When inquired of regarding the overall duration of the school's activity, Mr. Cressotti indicated that it would not be operational on a year-round basis, but "would go from the end of June to the beginning of October." In response to the Chairman's question, the applicant stated the driveway into the property was twenty feet wide and that two cars, traveling in opposite directions, could not pass on the paved portion thereof: "one would have to back out or they would have to drive on the grass." Commissioner Lynch pointed out that based on applicant's projection of thirty cars per day, there would be one hundred-twenty trips in and out of the driveway ("somebody comes in and drops them off, goes home and comes back a couple of hours later — so between ingress and egress, you have 120 trips a day in and out of [the] driveway.").
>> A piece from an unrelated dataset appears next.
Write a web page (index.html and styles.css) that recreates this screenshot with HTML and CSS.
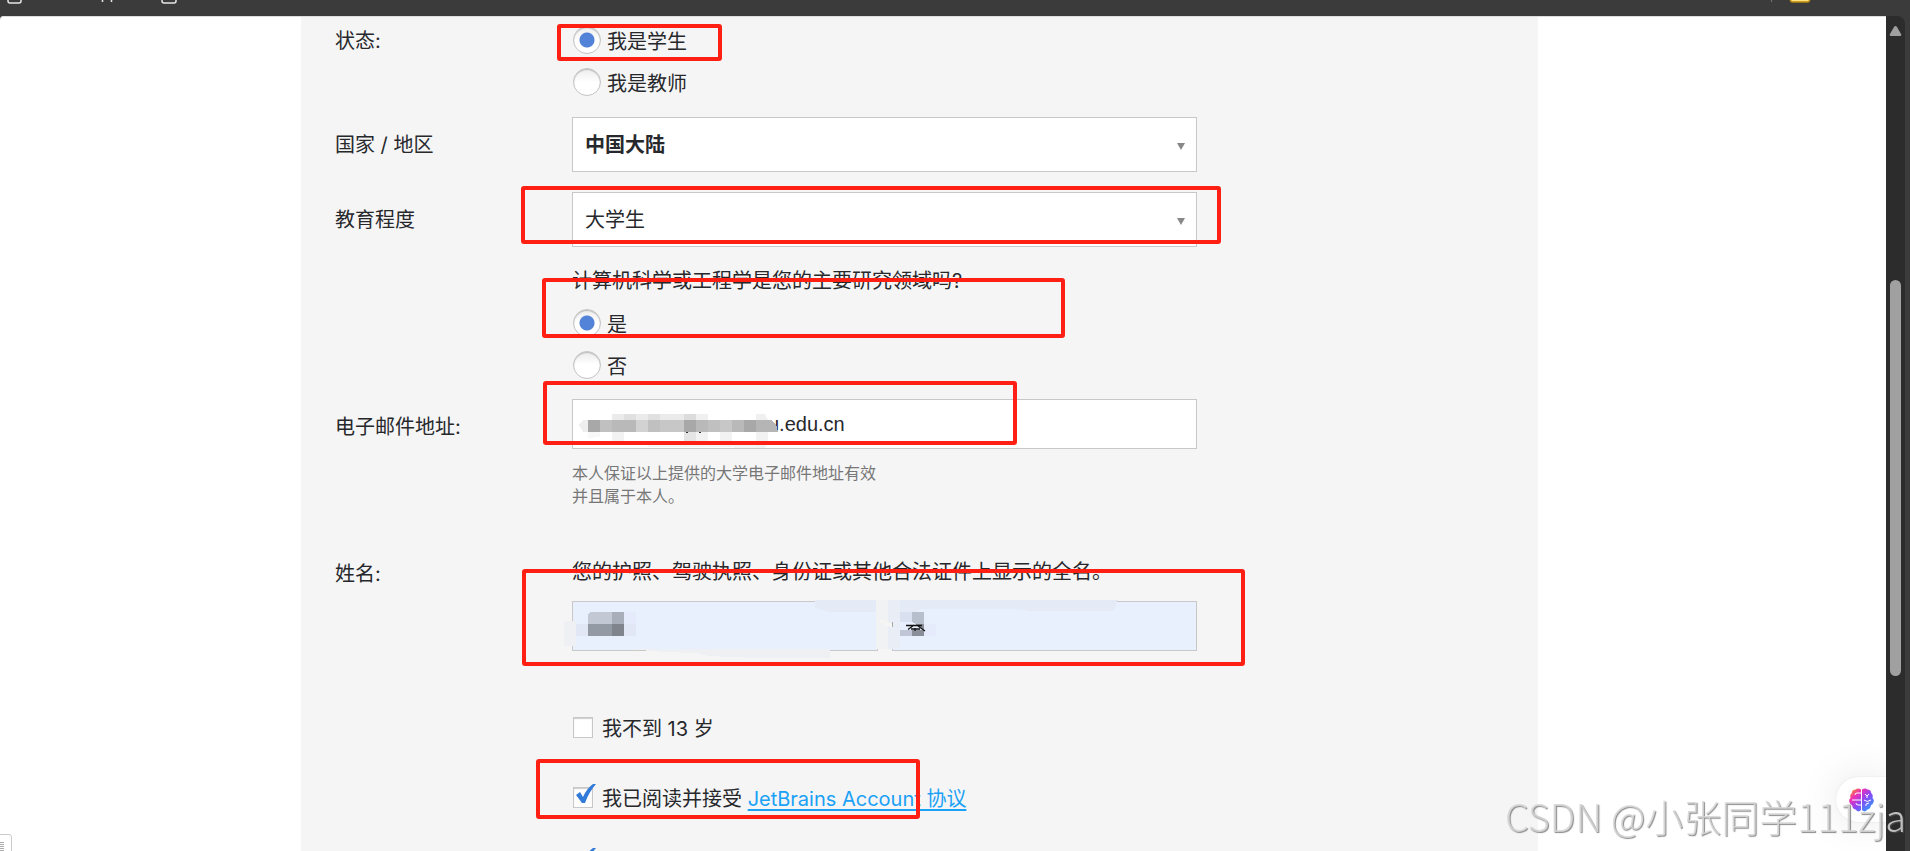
FILE: index.html
```html
<!DOCTYPE html>
<html lang="zh-CN">
<head>
  <meta charset="UTF-8">
  <meta name="viewport" content="width=device-width, initial-scale=1.0">
  <title>JetBrains 学生授权申请</title>
  <link rel="stylesheet" href="styles.css">
</head>
<body>

  <header class="toolbar">
    <svg class="toolbar-left" width="190" height="6" fill="none" stroke="#e6e6e6" stroke-width="1.5">
      <path d="M8 -4V1Q8 3 10 3H19Q21 3 21 1V-4M102.5 0V2M111.5 0V2M162 -4V1Q162 3 164 3H174Q176 3 176 1V-4"/>
    </svg>
    <svg class="toolbar-right" width="50" height="6">
      <path d="M1.500 0V2" stroke="#777"/>
      <rect x="20.500" y="-8" width="19" height="10" rx="2" fill="#ffe07a" stroke="#b98a12" stroke-width="1.500"/>
    </svg>
  </header>

  <div class="viewport">
    <main class="page">
      <form class="panel">

        <div class="row row-status">
          <span class="row-label" id="statusLabel">状态:</span>
          <div class="field" role="radiogroup" aria-labelledby="statusLabel">
            <label class="choice"><input type="radio" name="status" checked>我是学生</label>
            <label class="choice"><input type="radio" name="status">我是教师</label>
          </div>
        </div>

        <div class="row row-country">
          <label class="row-label" for="country">国家 / 地区</label>
          <div class="field select-box">
            <select id="country" class="strong"><option>中国大陆</option></select>
            <svg class="arrow" width="8" height="7"><path d="M0 0H8L4 7Z" fill="#888"/></svg>
          </div>
        </div>

        <div class="row row-level">
          <label class="row-label" for="level">教育程度</label>
          <div class="field select-box">
            <select id="level"><option>大学生</option></select>
            <svg class="arrow" width="8" height="7"><path d="M0 0H8L4 7Z" fill="#888"/></svg>
          </div>
        </div>

        <div class="row row-major">
          <div class="field" role="radiogroup" aria-labelledby="majorLabel">
            <p class="question" id="majorLabel">计算机科学或工程学是您的主要研究领域吗?</p>
            <label class="choice"><input type="radio" name="major" checked>是</label>
            <label class="choice"><input type="radio" name="major">否</label>
          </div>
        </div>

        <div class="row row-email">
          <label class="row-label" for="email">电子邮件地址:</label>
          <div class="field">
            <div class="masked">
              <input type="text" id="email" class="text-input email-input" value="u.edu.cn">
              <svg class="mosaic" width="625" height="50" shape-rendering="crispEdges">
                <path d="M7 26L11 21H16V33H11Z" fill="#eee"/>
                <path d="M16 33H28V38L16 39Z" fill="#f8f8f8"/>
                <path d="M40 15H52V21H40ZM64 15H76V21H64ZM88 15H112V21H88Z" fill="#ebebeb"/>
                <path d="M52 15H64V21H52ZM76 15H88V21H76Z" fill="#e0e0e0"/>
                <path d="M112 15H124V21H112Z" fill="#dcdcdc"/>
                <path d="M124 15H136V21H124ZM184 15H193L196 21H184Z" fill="#f0f0f0"/>
                <path d="M40 33H52V42H40ZM124 33H136V42H124ZM148 33H160V42H148ZM184 33H196V44L193 49H184Z" fill="#f2f2f2"/>
                <path d="M112 33H124V42H112Z" fill="#e5e5e5"/>
                <path d="M74 46H184V49H164L160 48H77Z" fill="#f5f5f5"/>
                <path d="M16 21H28V33H16ZM112 21H124V33H112ZM172 21H184V33H172Z" fill="#a8a8a8"/>
                <path d="M28 21H40V33H28ZM76 21H88V33H76ZM136 21H148V33H136Z" fill="#c0c0c0"/>
                <path d="M40 21H64V33H40ZM124 21H136V33H124ZM160 21H172V33H160Z" fill="#b9b9b9"/>
                <path d="M64 21H76V33H64Z" fill="#d2d2d2"/>
                <path d="M88 21H112V33H88ZM148 21H160V33H148Z" fill="#c7c7c7"/>
                <path d="M184 21H199L204 25L206 33H184Z" fill="#b5b5b5"/>
                <path d="M114 33H116M127 33H129" stroke="#333"/>
              </svg>
            </div>
            <p class="hint">本人保证以上提供的大学电子邮件地址有效<br>并且属于本人。</p>
          </div>
        </div>

        <div class="row row-name">
          <label class="row-label" for="firstName">姓名:</label>
          <div class="field">
            <p class="question">您的护照、驾驶执照、身份证或其他合法证件上显示的全名。</p>
            <div class="masked name-inputs">
              <input type="text" id="firstName" class="text-input filled" aria-label="名">
              <input type="text" id="lastName" class="text-input filled" aria-label="姓">
              <svg class="mosaic" width="625" height="50" shape-rendering="crispEdges">
                <path d="M-8 20H4V45H-8Z" fill="#eff0f3"/>
                <path d="M243 -1H304V11H257L243 7Z" fill="#e4ebf7"/>
                <path d="M56 48H258V57H183L137 55L125 52L92 51Z" fill="#eff0f4"/>
                <path d="M304 -1H316V48H304Z" fill="#f1f2f3"/>
                <path d="M316 -1H328V48H316Z" fill="#e8edf6"/>
                <path d="M328 -1H546L542 10H460L440 8H350L344 11H328Z" fill="#e4ebf7"/>
                <path d="M304 20L311 19L320 23V27Z" fill="#f5f5f3"/>
                <path d="M320.500 21V26" stroke="#aaa"/>
                <path d="M4 23H16V35H4ZM52 23H64V35H52Z" fill="#e1e7f4"/>
                <path d="M52 11H64V23H52ZM352 23H364V35H352Z" fill="#e5ebfa"/>
                <path d="M16 13L18 11H40V23H16Z" fill="#c2c8d4"/>
                <path d="M40 11H52V23H40Z" fill="#a9afba"/>
                <path d="M16 23H40V35H16Z" fill="#949aa4"/>
                <path d="M40 23H52V35H40Z" fill="#80848d"/>
                <path d="M328 11H340V23H328Z" fill="#d9e0ef"/>
                <path d="M340 11H352V23H340Z" fill="#b8bfcc"/>
                <path d="M328 23H340V35H328Z" fill="#c0c6d5"/>
                <path d="M340 23H352V35H340Z" fill="#898e99"/>
                <path d="M328 21H340L347 25L351 29H328Z" fill="#e8eefb"/>
                <path d="M334 24.500H350M342 24L336 28.500M339 28H348M343 27V30M346 25L353 30" stroke="#111" stroke-width="1.300" fill="none" shape-rendering="auto"/>
              </svg>
            </div>
          </div>
        </div>

        <div class="row row-checks">
          <div class="field">
            <label class="choice"><input type="checkbox">我不到 13 岁</label>
            <div class="choice choice-agree">
              <input type="checkbox" id="agree" checked>
              <svg class="tick" width="20" height="20"><path d="M1 11L5 8L8 13Q12 4 18 0H21Q14 8 10 19H7Z" fill="#327bd8"/></svg>
              <label for="agree">我已阅读并接受 <a href="#">JetBrains Account 协议</a></label>
            </div>
            <div class="choice choice-news">
              <input type="checkbox" id="news" aria-label="订阅" checked>
              <svg class="tick" width="20" height="20"><path d="M1 11L5 8L8 13Q12 4 18 0H21Q14 8 10 19H7Z" fill="#327bd8"/></svg>
            </div>
          </div>
        </div>

        <!-- 红框标注 -->
        <div class="mark mark-status"></div>
        <div class="mark mark-level"></div>
        <div class="mark mark-major"></div>
        <div class="mark mark-email"></div>
        <div class="mark mark-name"></div>
        <div class="mark mark-agree"></div>
      </form>

      <div class="corner-box">
        <svg width="4" height="10" stroke="#aaa"><path d="M0 .5H4M0 2.500H4M0 4.500H4M0 6.500H4M0 8.500H4"/></svg>
      </div>

      <button type="button" class="assistant" aria-label="AI 助手">
        <svg width="25" height="24" viewBox="0 0 25 24">
          <defs>
            <linearGradient id="brain" x1="0" y1="0" x2="1" y2="1">
              <stop offset="0" stop-color="#ffb000"/>
              <stop offset=".28" stop-color="#ee2fb4"/>
              <stop offset=".55" stop-color="#8a48f5"/>
              <stop offset="1" stop-color="#18b4ff"/>
            </linearGradient>
          </defs>
          <path fill="url(#brain)" d="M12 1.500Q9-.5 6.500 1.500Q3 1.500 2.800 5Q.5 7 1.500 10Q-.8 12 .8 15Q1.500 17 3 17Q3.500 21 6.500 21.500Q9.500 25 12 22ZM13 1.500Q16-.5 18.500 1.500Q22 1.500 22.200 5Q24.500 7 23.500 10Q25.800 12 24.200 15Q23.500 17 22 17Q21.500 21 18.500 21.500Q15.500 25 13 22Z"/>
          <path fill="none" stroke="#fff" stroke-width="1" d="M12 5H8Q6 5 6 7M12 12H3M12 17H9Q7 17 7 15M16 6L18 8V10M18 8L20 6M15 12Q18 15 22 12M17 18V16L20 15"/>
        </svg>
      </button>
    </main>

    <div class="scrollbar">
      <svg width="13" height="10"><path d="M5 1Q6.500 -1 8 1L12 8Q13 10 11 10H2Q0 10 1 8Z" fill="#a0a0a0"/></svg>
      <div class="thumb"></div>
    </div>
  </div>

  <div class="watermark">CSDN @小张同学111zja</div>

</body>
</html>
```
FILE: styles.css
```css
* {
  box-sizing: border-box;
}

body {
  margin: 0;
  height: 100vh;
  display: flex;
  flex-direction: column;
  overflow: hidden;
  background-color: #3b3b3b;
  color: #27282c;
  font-family: Inter, "Noto Sans CJK SC", sans-serif;
  font-size: 20px;
}

p {
  margin: 0;
}

svg {
  display: block;
}

input, select {
  margin: 0;
  color: inherit;
  font-family: "Liberation Sans", "Noto Sans CJK SC", sans-serif;
  font-size: 20px;
}

a {
  color: #1ba1f5;
  text-decoration: underline;
  text-decoration-thickness: 2px;
  text-underline-offset: 3px;
}

.toolbar {
  flex: none;
  height: 16px;
  display: flex;
  justify-content: space-between;
}

.toolbar-right {
  margin-right: 90px;
}

.viewport {
  flex: 1;
  min-height: 0;
  display: flex;
  padding-right: 5px;
}

.page {
  position: relative;
  flex: 1;
  display: grid;
  grid-template-columns: 301fr 1237fr 348fr;
  overflow: hidden;
  background-color: #fff;
  border-radius: 4px 0 0 0;
  box-shadow: inset 0 1px #ddd;
}

/* 表单 */
.panel {
  position: relative;
  grid-column: 2;
  padding: 3px 34px 0;
  background-color: #f5f5f5;
  box-shadow: inset 0 1px #ddd;
}

.row {
  display: grid;
  grid-template-columns: 237px minmax(0, 625px);
}

.row-label {
  line-height: 44px;
}

.field {
  grid-column: 2;
}

.row-country {
  margin-top: 14px;
}

.row-level {
  margin-top: 18px;
}

.row-country .row-label,
.row-level .row-label,
.row-email .row-label {
  line-height: 57px;
}

.row-major {
  margin-top: 12px;
}

.row-email {
  margin-top: 13px;
}

.row-name {
  margin-top: 44px;
}

.row-checks {
  margin-top: 55px;
}

.question {
  line-height: 41px;
  white-space: nowrap;
}

.hint {
  margin-top: 13px;
  color: #777;
  font-size: 16px;
  line-height: 23px;
}

.choice {
  position: relative;
  height: 42px;
  display: flex;
  align-items: center;
}

.choice-agree {
  margin-top: 28px;
}

.choice-news {
  margin-top: 22px;
}

input[type="radio"] {
  appearance: none;
  width: 28px;
  height: 28px;
  margin: 0 6px 0 1px;
  border: 1px solid #c4c4c4;
  border-radius: 50%;
  background: linear-gradient(#ececec, #fff 50%);
  box-shadow: inset 0 1px 1px #bbb;
}

input[type="radio"]:checked {
  background: radial-gradient(circle, #5283d8 7px, transparent 8px), linear-gradient(#ececec, #fff 50%);
}

input[type="checkbox"] {
  appearance: none;
  width: 20px;
  height: 21px;
  margin: 0 9px 0 1px;
  border: 1px solid #c8c8c8;
  background-color: #fff;
  box-shadow: inset 0 1px 1px #ccc;
}

.tick {
  position: absolute;
  left: 3px;
  top: 8px;
  overflow: visible;
  pointer-events: none;
}

.select-box {
  position: relative;
}

select {
  appearance: none;
  display: block;
  width: 100%;
  height: 55px;
  padding: 0 40px 0 12px;
  border: 1px solid #c8c8c8;
  border-radius: 0;
  background-color: #fff;
}

.strong {
  font-weight: bold;
}

.arrow {
  position: absolute;
  right: 12px;
  top: 26px;
  pointer-events: none;
}

.text-input {
  display: block;
  width: 100%;
  height: 50px;
  border: 1px solid #c8c8c8;
  border-radius: 0;
  background-color: #fff;
}

.email-input {
  padding: 0 12px 0 195px;
}

.filled {
  background-color: #e8effd;
}

.name-inputs {
  display: grid;
  grid-template-columns: 1fr 1fr;
  gap: 14px;
  margin-top: 8px;
}

.masked {
  position: relative;
}

.mosaic {
  position: absolute;
  left: 0;
  top: 0;
  overflow: visible;
  pointer-events: none;
}

/* 标注框 */
.mark {
  position: absolute;
  border: 4px solid #ff2013;
  border-radius: 3px;
  pointer-events: none;
}

.mark-status {
  left: 256px;
  top: 8px;
  width: 165px;
  height: 37px;
}

.mark-level {
  left: 220px;
  top: 170px;
  width: 700px;
  height: 58px;
}

.mark-major {
  left: 241px;
  top: 262px;
  width: 523px;
  height: 60px;
}

.mark-email {
  left: 242px;
  top: 365px;
  width: 474px;
  height: 64px;
}

.mark-name {
  left: 221px;
  top: 553px;
  width: 723px;
  height: 97px;
}

.mark-agree {
  left: 235px;
  top: 743px;
  width: 384px;
  height: 60px;
}

.corner-box {
  position: absolute;
  left: -1px;
  bottom: -1px;
  width: 13px;
  height: 18px;
  padding-top: 7px;
  border: 1px solid #ccc;
  border-radius: 0 3px 0 0;
  background-color: #fff;
}

.assistant {
  position: absolute;
  right: 0;
  bottom: 29px;
  width: 50px;
  height: 45px;
  padding: 0 0 0 13px;
  border: none;
  border-radius: 23px 0 0 23px;
  background-color: #fff;
  box-shadow: 0 0 40px rgba(0, 0, 0, 0.1), 0 0 2px rgba(0, 0, 0, 0.1);
}

.scrollbar {
  width: 19px;
  padding: 10px 4px 0 3px;
  border-radius: 0 8px 0 0;
  background-color: #2c2c2c;
}

.thumb {
  width: 11px;
  height: 48%;
  margin: 244px 0 0 1px;
  border-radius: 6px;
  background-color: #a0a0a0;
}

.watermark {
  position: fixed;
  right: 4px;
  bottom: 8px;
  color: rgba(215, 215, 215, 0.85);
  font-family: "Noto Sans CJK SC", sans-serif;
  font-size: 38px;
  font-weight: 300;
  line-height: 54px;
  text-shadow: 1px 1px 1px rgba(90, 90, 90, 0.7);
  white-space: nowrap;
  pointer-events: none;
}
```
Specifically, the applicant was asked the following questions, responding in the following manner: Commissioner Russell: Outside of the camp operation, what hours do you expect to have? Is there going to be a limitation or are you going to be doing the individualized instruction on a year-round basis? Mr. Cressotti: Not on a year-round basis, no. It would go from the end of June to the beginning of October. Commissioner Russell: So it's only from June to October that you will be doing this? Mr. Cressotti: That's correct. Commissioner Russell: Are there specified hours of operation that you are looking at other than camp instruction? Mr. Cressotti: During the months of July and August, individualized instruction outside the camp will be 9:00 a.m. to 6:00 p.m. — daylight hours.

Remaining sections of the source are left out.